Se continua così, io , essendo ancora giovane, dovrò trovare
occupazione in un altro porto». Secondo il comandante Guido
Bartolozzi «se la situazione non si sblocca non bisogna far
attraccare altre navi al porto isola». Sindacati, quadri e
rappresentanti istituzionali hanno tutti detto mentre la
motocisterna si avvicinava al porto isola che la strada da
percorrere è quella di rimettere in marcia la Raffineria
effettuando con modalità diverse le verifiche sui serbatoi
sigillati per ordine della magistratura. E bonificare,
investire sul risanamento con l'Eni che, imparata la
lezione, deve fare la sua parte per l'equilibrio tra lavoro
ambiente e salute. Le istituzioni hanno chiesto aiuto al
prefetto di Caltanissetta, Cgil, Cisl ed Uil regionali si
sono rivolti al presidente della Regione Cuffaro. Si chiede
un intervento che serva a non fare morire la realtà
industriale di Gela e ad evitare che fra dieci giorni arrivi
un altra nave a portare via il greggio Gela, patrimonio
della città e dell'isola. La prossima settimana sarà
decisiva. Le attenzioni sono puntate sul palazzo di
giustizia, sulla nuova relazione che i consulenti del Gip,
impegnati nella verifica dei serbatoi depositeranno.
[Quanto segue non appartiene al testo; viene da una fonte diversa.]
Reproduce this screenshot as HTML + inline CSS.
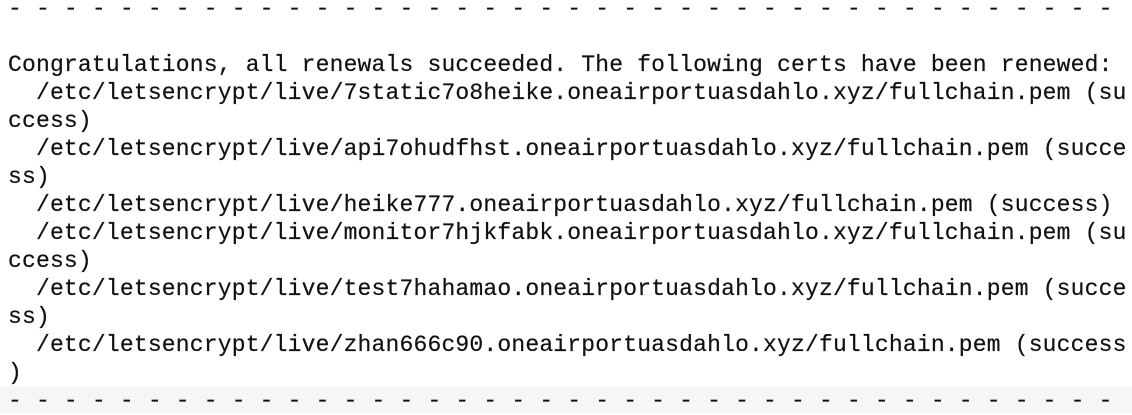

I
consulenti relazionano al Gip ogni dieci giorni. E nella
relazione dei primi giorni di questo mese pare che gli
stessi consulenti abbiano ipotizzato una durata fino a tre
anni dell'indagine dei serbatoi uno per uno, cioè
svuotandoli e bonificando per poi ispezionarli direttamente.
Tempi lunghissimi, insopportabili per i lavoratori ed il
territorio. Perciò si spera in nuove modalità dell'indagine
ed in un rilascio a gruppi dei serbatoi. Finora l'Azienda ha
ottenuto la riconsegna di sedici serbatoi. Pare che la
Raffineria abbia proprio in questo fine settimana abbia
depositato una nuova istanza al Gip in cui chiede il
rilascio di dieci serbatoi. Sarebbero serbatoi sicurissimi
perché, ispezionati secondo le modalità stabilite dai periti
del Gip, sono risultati privi di perdite. Se così è, si apre
uno spiraglio per aggiungere altri dieci serbatoi ai sedici
già disponibili. Con 26 serbatoi forse si può ipotizzare la
ripresa delle attività alla raffineria, anche se in termini
molto ridotti. Perciò la prossima settimana, se il Gip
accoglierà questa istanza, si potrebbe aprire uno spiraglio
in una vicenda che si trascina da 40 giorni. Intanto la
motocisterna Stromboli ha prelevato il greggio Gela.